» Material provided
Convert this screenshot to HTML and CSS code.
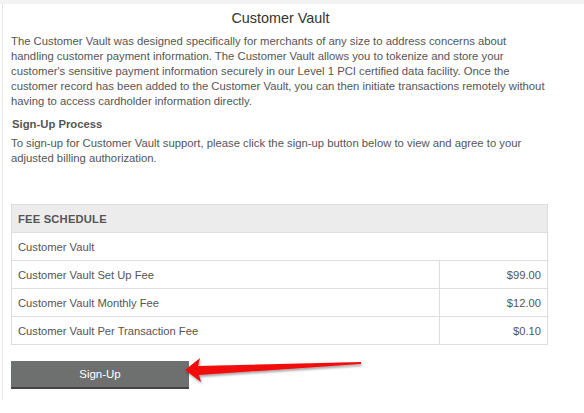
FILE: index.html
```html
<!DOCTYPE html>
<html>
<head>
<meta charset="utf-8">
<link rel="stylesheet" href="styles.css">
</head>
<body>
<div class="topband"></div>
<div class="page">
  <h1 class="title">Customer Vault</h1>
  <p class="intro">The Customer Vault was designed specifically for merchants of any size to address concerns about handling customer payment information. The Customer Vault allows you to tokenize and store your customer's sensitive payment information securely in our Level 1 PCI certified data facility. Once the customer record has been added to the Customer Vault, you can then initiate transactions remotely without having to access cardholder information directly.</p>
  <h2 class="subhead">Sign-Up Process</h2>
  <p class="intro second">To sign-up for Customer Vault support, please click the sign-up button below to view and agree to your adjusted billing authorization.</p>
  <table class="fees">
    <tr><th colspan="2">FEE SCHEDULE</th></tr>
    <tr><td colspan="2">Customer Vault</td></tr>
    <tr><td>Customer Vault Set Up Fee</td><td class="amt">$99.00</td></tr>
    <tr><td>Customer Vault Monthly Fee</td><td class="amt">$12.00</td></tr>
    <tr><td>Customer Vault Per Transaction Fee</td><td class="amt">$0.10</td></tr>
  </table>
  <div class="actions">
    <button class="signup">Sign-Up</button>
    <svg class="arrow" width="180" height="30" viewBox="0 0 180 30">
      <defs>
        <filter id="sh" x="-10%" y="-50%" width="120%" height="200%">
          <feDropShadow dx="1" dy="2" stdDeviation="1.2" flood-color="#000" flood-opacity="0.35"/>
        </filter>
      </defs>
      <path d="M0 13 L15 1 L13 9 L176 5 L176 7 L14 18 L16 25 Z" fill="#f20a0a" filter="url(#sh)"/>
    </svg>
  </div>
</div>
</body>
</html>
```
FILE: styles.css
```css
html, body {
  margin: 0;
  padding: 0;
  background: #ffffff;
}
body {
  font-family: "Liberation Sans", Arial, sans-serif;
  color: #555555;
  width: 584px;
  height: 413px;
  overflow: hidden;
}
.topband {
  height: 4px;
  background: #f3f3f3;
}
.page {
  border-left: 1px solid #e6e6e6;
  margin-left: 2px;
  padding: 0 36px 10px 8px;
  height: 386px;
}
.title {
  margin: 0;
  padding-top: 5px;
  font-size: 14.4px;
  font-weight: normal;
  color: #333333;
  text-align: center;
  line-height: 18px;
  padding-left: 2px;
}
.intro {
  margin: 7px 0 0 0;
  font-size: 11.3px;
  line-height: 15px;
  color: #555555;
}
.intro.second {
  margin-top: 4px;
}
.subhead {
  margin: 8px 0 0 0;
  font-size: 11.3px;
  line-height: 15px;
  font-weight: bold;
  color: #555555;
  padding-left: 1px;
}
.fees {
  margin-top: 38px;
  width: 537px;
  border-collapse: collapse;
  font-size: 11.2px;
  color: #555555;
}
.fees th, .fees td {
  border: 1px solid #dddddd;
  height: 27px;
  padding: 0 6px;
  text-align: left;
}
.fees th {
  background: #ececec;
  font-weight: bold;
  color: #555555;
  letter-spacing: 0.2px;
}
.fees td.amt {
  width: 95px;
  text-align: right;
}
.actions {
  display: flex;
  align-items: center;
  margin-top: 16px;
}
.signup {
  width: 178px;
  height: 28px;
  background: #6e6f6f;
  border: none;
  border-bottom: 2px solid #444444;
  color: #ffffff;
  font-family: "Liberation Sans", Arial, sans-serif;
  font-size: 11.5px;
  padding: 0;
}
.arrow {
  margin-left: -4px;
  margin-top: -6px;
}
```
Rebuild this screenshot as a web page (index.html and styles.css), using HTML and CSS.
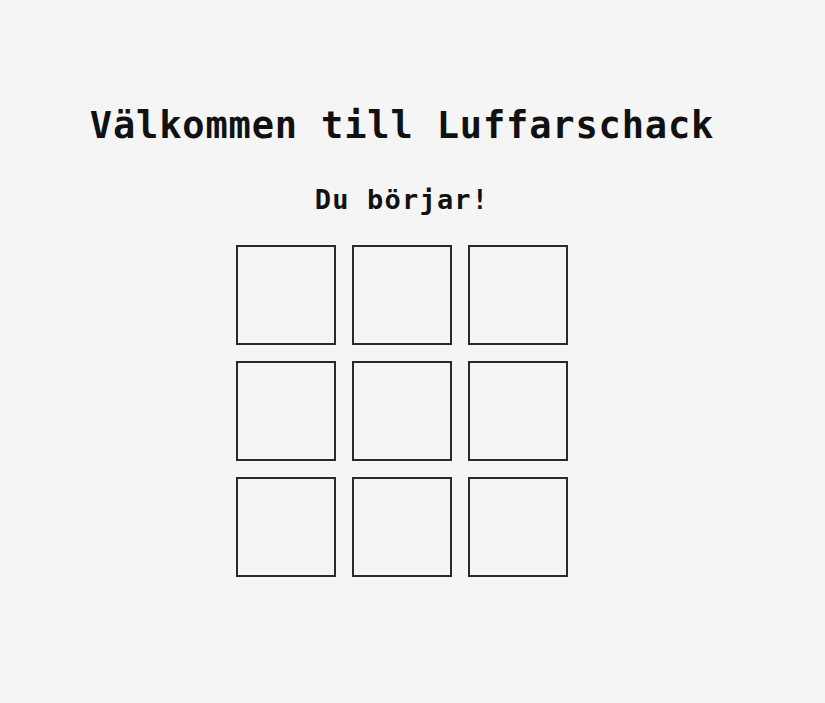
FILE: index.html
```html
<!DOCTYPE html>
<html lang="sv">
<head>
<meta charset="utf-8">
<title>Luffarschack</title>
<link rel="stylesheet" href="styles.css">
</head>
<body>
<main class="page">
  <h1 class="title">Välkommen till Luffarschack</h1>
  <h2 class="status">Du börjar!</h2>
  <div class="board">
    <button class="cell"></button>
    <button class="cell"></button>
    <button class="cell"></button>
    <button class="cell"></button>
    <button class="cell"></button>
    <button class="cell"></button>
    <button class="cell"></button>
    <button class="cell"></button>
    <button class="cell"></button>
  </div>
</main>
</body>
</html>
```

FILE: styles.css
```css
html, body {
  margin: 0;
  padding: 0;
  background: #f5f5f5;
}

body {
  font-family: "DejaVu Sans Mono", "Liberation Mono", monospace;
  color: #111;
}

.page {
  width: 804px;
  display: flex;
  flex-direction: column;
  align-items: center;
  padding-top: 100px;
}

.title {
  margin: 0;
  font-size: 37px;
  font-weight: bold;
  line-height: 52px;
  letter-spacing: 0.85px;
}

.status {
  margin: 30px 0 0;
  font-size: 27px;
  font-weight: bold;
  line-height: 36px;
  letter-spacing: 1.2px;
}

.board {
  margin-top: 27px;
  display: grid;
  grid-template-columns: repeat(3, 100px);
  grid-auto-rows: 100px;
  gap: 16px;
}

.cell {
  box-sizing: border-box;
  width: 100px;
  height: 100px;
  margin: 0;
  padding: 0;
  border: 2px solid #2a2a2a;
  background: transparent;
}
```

» What this task involves
Print the records above exactly as they stand, but leave out the pictures.

» Output for this task
Convert this screenshot to HTML and CSS code.
FILE: index.html
```html
<!DOCTYPE html>
<html>
<head>
<meta charset="utf-8">
<link rel="stylesheet" href="styles.css">
</head>
<body>
<div class="topband"></div>
<div class="page">
  <h1 class="title">Customer Vault</h1>
  <p class="intro">The Customer Vault was designed specifically for merchants of any size to address concerns about handling customer payment information. The Customer Vault allows you to tokenize and store your customer's sensitive payment information securely in our Level 1 PCI certified data facility. Once the customer record has been added to the Customer Vault, you can then initiate transactions remotely without having to access cardholder information directly.</p>
  <h2 class="subhead">Sign-Up Process</h2>
  <p class="intro second">To sign-up for Customer Vault support, please click the sign-up button below to view and agree to your adjusted billing authorization.</p>
  <table class="fees">
    <tr><th colspan="2">FEE SCHEDULE</th></tr>
    <tr><td colspan="2">Customer Vault</td></tr>
    <tr><td>Customer Vault Set Up Fee</td><td class="amt">$99.00</td></tr>
    <tr><td>Customer Vault Monthly Fee</td><td class="amt">$12.00</td></tr>
    <tr><td>Customer Vault Per Transaction Fee</td><td class="amt">$0.10</td></tr>
  </table>
  <div class="actions">
    <button class="signup">Sign-Up</button>
    <svg class="arrow" width="180" height="30" viewBox="0 0 180 30">
      <defs>
        <filter id="sh" x="-10%" y="-50%" width="120%" height="200%">
          <feDropShadow dx="1" dy="2" stdDeviation="1.2" flood-color="#000" flood-opacity="0.35"/>
        </filter>
      </defs>
      <path d="M0 13 L15 1 L13 9 L176 5 L176 7 L14 18 L16 25 Z" fill="#f20a0a" filter="url(#sh)"/>
    </svg>
  </div>
</div>
</body>
</html>
```
FILE: styles.css
```css
html, body {
  margin: 0;
  padding: 0;
  background: #ffffff;
}
body {
  font-family: "Liberation Sans", Arial, sans-serif;
  color: #555555;
  width: 584px;
  height: 413px;
  overflow: hidden;
}
.topband {
  height: 4px;
  background: #f3f3f3;
}
.page {
  border-left: 1px solid #e6e6e6;
  margin-left: 2px;
  padding: 0 36px 10px 8px;
  height: 386px;
}
.title {
  margin: 0;
  padding-top: 5px;
  font-size: 14.4px;
  font-weight: normal;
  color: #333333;
  text-align: center;
  line-height: 18px;
  padding-left: 2px;
}
.intro {
  margin: 7px 0 0 0;
  font-size: 11.3px;
  line-height: 15px;
  color: #555555;
}
.intro.second {
  margin-top: 4px;
}
.subhead {
  margin: 8px 0 0 0;
  font-size: 11.3px;
  line-height: 15px;
  font-weight: bold;
  color: #555555;
  padding-left: 1px;
}
.fees {
  margin-top: 38px;
  width: 537px;
  border-collapse: collapse;
  font-size: 11.2px;
  color: #555555;
}
.fees th, .fees td {
  border: 1px solid #dddddd;
  height: 27px;
  padding: 0 6px;
  text-align: left;
}
.fees th {
  background: #ececec;
  font-weight: bold;
  color: #555555;
  letter-spacing: 0.2px;
}
.fees td.amt {
  width: 95px;
  text-align: right;
}
.actions {
  display: flex;
  align-items: center;
  margin-top: 16px;
}
.signup {
  width: 178px;
  height: 28px;
  background: #6e6f6f;
  border: none;
  border-bottom: 2px solid #444444;
  color: #ffffff;
  font-family: "Liberation Sans", Arial, sans-serif;
  font-size: 11.5px;
  padding: 0;
}
.arrow {
  margin-left: -4px;
  margin-top: -6px;
}
```
Rebuild this screenshot as a web page (index.html and styles.css), using HTML and CSS.
FILE: index.html
```html
<!DOCTYPE html>
<html lang="sv">
<head>
<meta charset="utf-8">
<title>Luffarschack</title>
<link rel="stylesheet" href="styles.css">
</head>
<body>
<main class="page">
  <h1 class="title">Välkommen till Luffarschack</h1>
  <h2 class="status">Du börjar!</h2>
  <div class="board">
    <button class="cell"></button>
    <button class="cell"></button>
    <button class="cell"></button>
    <button class="cell"></button>
    <button class="cell"></button>
    <button class="cell"></button>
    <button class="cell"></button>
    <button class="cell"></button>
    <button class="cell"></button>
  </div>
</main>
</body>
</html>
```

FILE: styles.css
```css
html, body {
  margin: 0;
  padding: 0;
  background: #f5f5f5;
}

body {
  font-family: "DejaVu Sans Mono", "Liberation Mono", monospace;
  color: #111;
}

.page {
  width: 804px;
  display: flex;
  flex-direction: column;
  align-items: center;
  padding-top: 100px;
}

.title {
  margin: 0;
  font-size: 37px;
  font-weight: bold;
  line-height: 52px;
  letter-spacing: 0.85px;
}

.status {
  margin: 30px 0 0;
  font-size: 27px;
  font-weight: bold;
  line-height: 36px;
  letter-spacing: 1.2px;
}

.board {
  margin-top: 27px;
  display: grid;
  grid-template-columns: repeat(3, 100px);
  grid-auto-rows: 100px;
  gap: 16px;
}

.cell {
  box-sizing: border-box;
  width: 100px;
  height: 100px;
  margin: 0;
  padding: 0;
  border: 2px solid #2a2a2a;
  background: transparent;
}
```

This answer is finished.